Thorson and McNally, the group's leading teacher who, it turns out, was once secretly married to Roach, had been at the retreat for 13 months when they left.
Thorson and McNally had married in October 2010 in Montauk, N.Y., a month after Roach had filed for divorce from her, and three months before they left for the retreat, the Times said. Roach and McNally had been married in Rhode Island in 1998.
The Times said the couple's Feb. 20 departure from the group was triggered by her revelation during a lecture that Thorson had been violent toward her and she had stabbed him with a knife they had received as a wedding gift.
The Times said Matthew Remski, a member who became disenchanted with Roach, who previously ran a large diamond business, described Roach as a "charismatic Buddhist teacher" he had respected until his popularity "turned him into a celebrity" whose inner circle was "impossible to penetrate."

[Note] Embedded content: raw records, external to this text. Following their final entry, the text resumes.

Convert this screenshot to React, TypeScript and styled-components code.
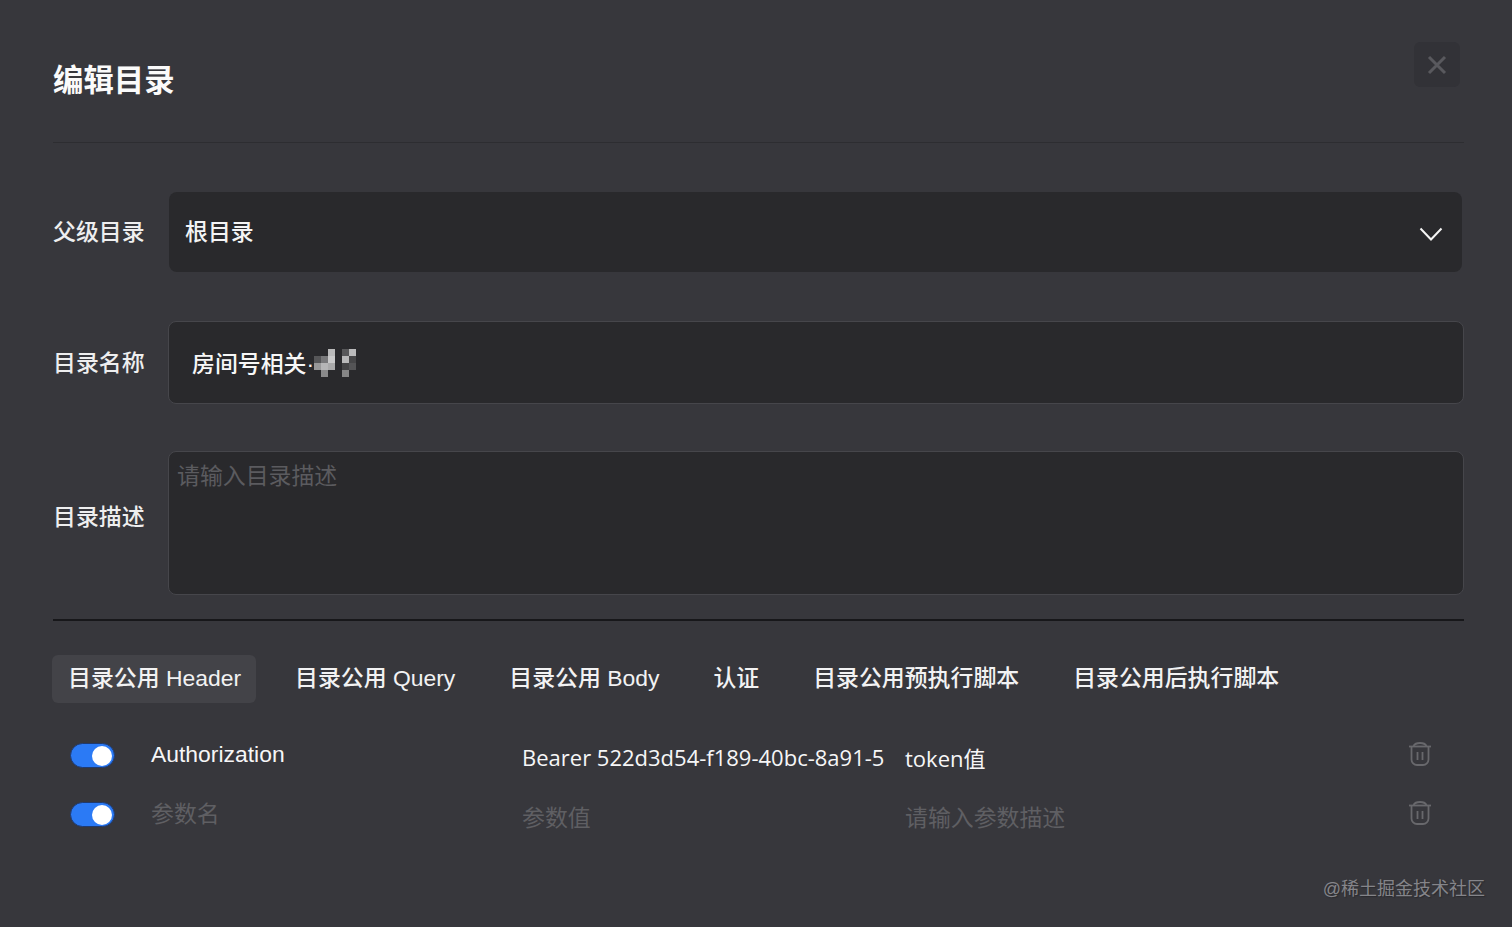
import React from "react";
import styled, { createGlobalStyle } from "styled-components";

const GlobalStyle = createGlobalStyle`
  html, body {
    margin: 0;
    padding: 0;
    height: 100%;
    background: #37373c;
    overflow: hidden;
  }
  * {
    box-sizing: border-box;
  }
`;

const Page = styled.div`
  position: relative;
  width: 1512px;
  height: 927px;
  padding: 0 48px 0 53px;
  background: #37373c;
  color: #f4f4f5;
  font-family: "Liberation Sans", "Noto Sans CJK SC", sans-serif;
  font-size: 22.9px;
  font-weight: 500;
  overflow: hidden;
`;

const Header = styled.header`
  display: flex;
  align-items: center;
  height: 143px;
  padding-top: 13px;
  border-bottom: 1px solid #2d2d31;
`;

const Title = styled.h1`
  margin: 0;
  font-size: 30.4px;
  font-weight: 700;
  color: #fafafa;
`;

const CloseButton = styled.button`
  position: absolute;
  top: 42px;
  left: 1414px;
  display: flex;
  align-items: center;
  justify-content: center;
  width: 46px;
  height: 45px;
  padding: 0;
  border: 0;
  border-radius: 6px;
  background: #323237;
`;

const Form = styled.div`
  display: flex;
  flex-direction: column;
`;

const FieldRow = styled.div<{ $top: number; $height: number }>`
  display: flex;
  align-items: center;
  height: ${(p) => p.$height}px;
  margin-top: ${(p) => p.$top}px;
`;

const Label = styled.label<{ $lift?: number }>`
  flex: 0 0 115px;
  padding-bottom: ${(p) => p.$lift ?? 4}px;
  color: #eeeeef;
`;

const Select = styled.div`
  display: flex;
  align-items: center;
  justify-content: space-between;
  flex: 0 0 1293px;
  height: 100%;
  margin-left: 1px;
  padding: 0 19px 0 16px;
  border-radius: 8px;
  background: #29292c;
`;

const SelectValue = styled.span`
  padding-bottom: 4px;
`;

const Chevron = styled.svg`
  margin-top: 3px;
`;

const TextBox = styled.div`
  display: flex;
  align-items: center;
  flex: 0 0 1296px;
  height: 100%;
  padding: 0 23px 2px;
  border: 1px solid #46464b;
  border-radius: 8px;
  background: #29292c;
  color: #f7f7f7;
`;

const MosaicSvg = styled.svg`
  margin-top: 3px;
`;

const TextArea = styled.div`
  flex: 0 0 1296px;
  height: 100%;
  padding: 5px 8px;
  border: 1px solid #46464b;
  border-radius: 8px;
  background: #29292c;
  color: #5b5b5f;
  font-weight: 400;
`;

const Divider = styled.div`
  height: 2px;
  margin-top: 24px;
  background: #17171a;
`;

const Tabs = styled.nav`
  display: flex;
  align-items: center;
  gap: 23px;
  margin-top: 34px;
  margin-left: -1px;
`;

const Tab = styled.div<{ $active?: boolean }>`
  display: flex;
  align-items: center;
  height: 48px;
  padding: 0 15px 6px 16px;
  border-radius: 6px;
  background: ${(p) => (p.$active ? "#434348" : "transparent")};
  color: #f2f2f3;
  white-space: nowrap;
`;

const ParamRows = styled.div`
  margin-top: 24px;
`;

const ParamRow = styled.div`
  display: grid;
  grid-template-columns: 98px 371px 383px 502px 1fr;
  align-items: center;
  height: 59px;
`;

const Switch = styled.div`
  display: flex;
  align-items: center;
  justify-content: flex-end;
  width: 45px;
  height: 25px;
  margin: 0 0 2px 17px;
  padding-right: 2px;
  border: 1px solid #1f3a70;
  border-radius: 13px;
  background: #2b7af5;
`;

const Knob = styled.span`
  width: 20px;
  height: 20px;
  border-radius: 50%;
  background: #ffffff;
`;

const Cell = styled.div<{ $muted?: boolean; $drop?: number; $humanist?: boolean }>`
  margin-top: ${(p) => Math.max(p.$drop ?? 0, 0)}px;
  margin-bottom: ${(p) => Math.max(-(p.$drop ?? 0), 0)}px;
  color: ${(p) => (p.$muted ? "#5f5f63" : "#f6f6f7")};
  font-weight: ${(p) => (p.$muted ? 400 : 500)};
  white-space: nowrap;
  ${(p) =>
    p.$humanist &&
    `font-family: "Open Sans", "Noto Sans CJK SC", sans-serif; font-size: 22px; font-weight: 400;`}
`;

const TrashCell = styled.div`
  display: flex;
  margin-bottom: 6px;
  padding-left: 1px;
`;

const Watermark = styled.div`
  position: absolute;
  right: 27px;
  top: 877px;
  font-size: 18px;
  font-weight: 400;
  line-height: 24px;
  color: #85858a;
  text-shadow: 1px 1px 1px #2a2a2e;
`;

const MOSAIC: [number, number, string][] = [
  [0, 1, "#565658"], [0, 2, "#979798"],
  [1, 1, "#78787a"], [1, 2, "#b5b5b6"], [1, 3, "#8a8a8b"],
  [2, 0, "#b9b9ba"], [2, 1, "#c9c9ca"], [2, 2, "#a9a9aa"],
  [4, 0, "#58585a"], [4, 1, "#b8b8b9"], [4, 2, "#444446"], [4, 3, "#858586"],
  [5, 0, "#bababb"], [5, 1, "#464648"], [5, 2, "#545456"],
];

const Mosaic = () => (
  <MosaicSvg width="42" height="28" viewBox="0 0 42 28">
    {MOSAIC.map(([col, row, fill]) => (
      <rect key={`${col}-${row}`} x={col * 7} y={row * 7} width="7" height="7" fill={fill} />
    ))}
  </MosaicSvg>
);

const CloseIcon = () => (
  <svg width="20" height="20" viewBox="0 0 20 20" fill="none" stroke="#59595e" strokeWidth="3">
    <path d="M2 2l16 16M18 2L2 18" />
  </svg>
);

const ChevronIcon = () => (
  <Chevron width="24" height="16" viewBox="0 0 24 16" fill="none" stroke="#f5f5f5" strokeWidth="2">
    <path d="M1.5 2.5L12 13.5 22.5 2.5" />
  </Chevron>
);

const TrashIcon = () => (
  <svg width="24" height="24" viewBox="0 0 24 24" fill="none" stroke="#68686c" strokeWidth="1.8">
    <path d="M1 4.5h22" />
    <path d="M5.5 4C6.5 2 8.5 1 12 1s5.5 1 6.5 3" />
    <path d="M3.5 5v12.5a5.5 5.5 0 0 0 5.5 5.5h6a5.5 5.5 0 0 0 5.5-5.5V5" />
    <path d="M9.5 10v8M14.5 10v8" />
  </svg>
);

const TABS = [
  "目录公用 Header",
  "目录公用 Query",
  "目录公用 Body",
  "认证",
  "目录公用预执行脚本",
  "目录公用后执行脚本",
];

export default function App() {
  return (
    <Page>
      <GlobalStyle />
      <Header>
        <Title>编辑目录</Title>
      </Header>
      <CloseButton aria-label="close">
        <CloseIcon />
      </CloseButton>

      <Form>
        <FieldRow $top={49} $height={80}>
          <Label>父级目录</Label>
          <Select>
            <SelectValue>根目录</SelectValue>
            <ChevronIcon />
          </Select>
        </FieldRow>
        <FieldRow $top={49} $height={83}>
          <Label>目录名称</Label>
          <TextBox>
            房间号相关·
            <Mosaic />
          </TextBox>
        </FieldRow>
        <FieldRow $top={47} $height={144}>
          <Label $lift={16}>目录描述</Label>
          <TextArea>请输入目录描述</TextArea>
        </FieldRow>
      </Form>

      <Divider />

      <Tabs>
        {TABS.map((tab, i) => (
          <Tab key={tab} $active={i === 0}>
            {tab}
          </Tab>
        ))}
      </Tabs>

      <ParamRows>
        <ParamRow>
          <Switch>
            <Knob />
          </Switch>
          <Cell $drop={-4}>Authorization</Cell>
          <Cell $humanist>Bearer 522d3d54-f189-40bc-8a91-5</Cell>
          <Cell $humanist>token值</Cell>
          <TrashCell>
            <TrashIcon />
          </TrashCell>
        </ParamRow>
        <ParamRow>
          <Switch>
            <Knob />
          </Switch>
          <Cell $muted $drop={-8}>
            参数名
          </Cell>
          <Cell $muted>参数值</Cell>
          <Cell $muted>请输入参数描述</Cell>
          <TrashCell>
            <TrashIcon />
          </TrashCell>
        </ParamRow>
      </ParamRows>

      <Watermark>@稀土掘金技术社区</Watermark>
    </Page>
  );
}
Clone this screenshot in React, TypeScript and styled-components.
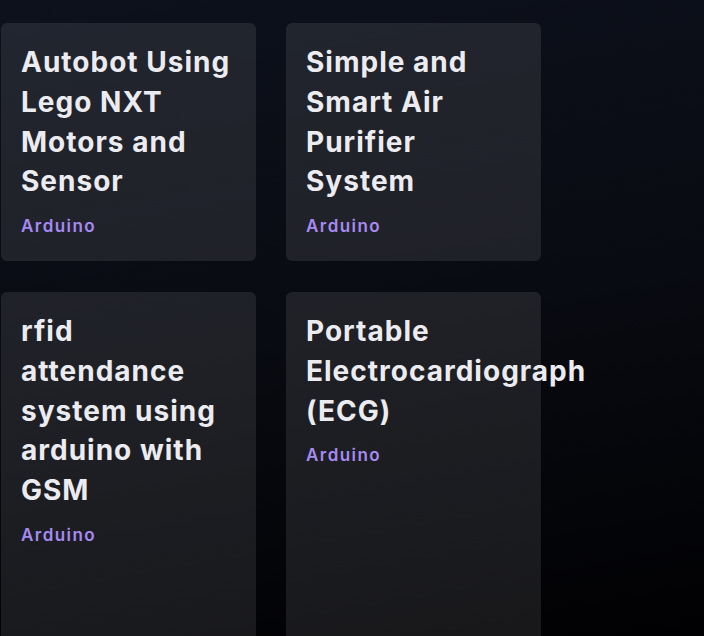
import React from "react";
import styled, { createGlobalStyle } from "styled-components";

const Global = createGlobalStyle`
  html, body {
    margin: 0;
    padding: 0;
    height: 100%;
    overflow: hidden;
  }
  body {
    background: linear-gradient(170deg, #0d111c 0%, #090b12 50%, #010103 100%);
    font-family: Inter, "Noto Sans", sans-serif;
  }
`;

const Page = styled.main`
  min-height: 636px;
  padding: 23px 0 0 1px;
  box-sizing: border-box;
`;

const Grid = styled.div`
  display: grid;
  grid-template-columns: repeat(2, 255px);
  grid-template-rows: auto minmax(380px, auto);
  column-gap: 30px;
  row-gap: 31px;
`;

const Card = styled.article`
  background: rgba(255, 255, 255, 0.09);
  border-radius: 6px;
  padding: 20px 20px 23px;
  box-sizing: border-box;
`;

const Title = styled.h3`
  margin: 0;
  font-size: 28px;
  line-height: 1.42;
  font-weight: 700;
  letter-spacing: 0.036em;
  color: #ececf0;
`;

const Tag = styled.span`
  display: block;
  margin-top: 12px;
  font-size: 17px;
  line-height: 24px;
  font-weight: 600;
  letter-spacing: 0.085em;
  color: #a68af2;
`;

const projects = [
  { title: "Autobot Using Lego NXT Motors and Sensor", tag: "Arduino" },
  { title: "Simple and Smart Air Purifier System", tag: "Arduino" },
  { title: "rfid attendance system using arduino with GSM", tag: "Arduino" },
  { title: "Portable Electrocardiograph (ECG)", tag: "Arduino" },
];

export default function App() {
  return (
    <>
      <Global />
      <Page>
        <Grid>
          {projects.map((p) => (
            <Card key={p.title}>
              <Title>{p.title}</Title>
              <Tag>{p.tag}</Tag>
            </Card>
          ))}
        </Grid>
      </Page>
    </>
  );
}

The newspaper said others told of bizarre initiation ceremonies that included kissing, the touching of genitals and the drawing of blood.
Others, such as Buddhist monk Erik Brinkman, remain staunch supporters of Roach.
"If the definition of a cult is to follow our spiritual leader into the desert, then we are a cult," Brinkman told the Times.
A decade ago, Thorson's mother, Kay Thorson, had tried to get him away from Roach, but he rejoined the group. She recalled Roach "strange" and someone who "sometimes connects, sometimes doesn't, but who clearly connected with people who were ready to donate and adulate."
In her view, there was "a possible offshoot to over-meditation, or meditation out of balance, or the wrong guidance in meditation." She said she feared Roach's methods were to blame for her son's "compromised critical thinking, as far as making decisions and analyzing things."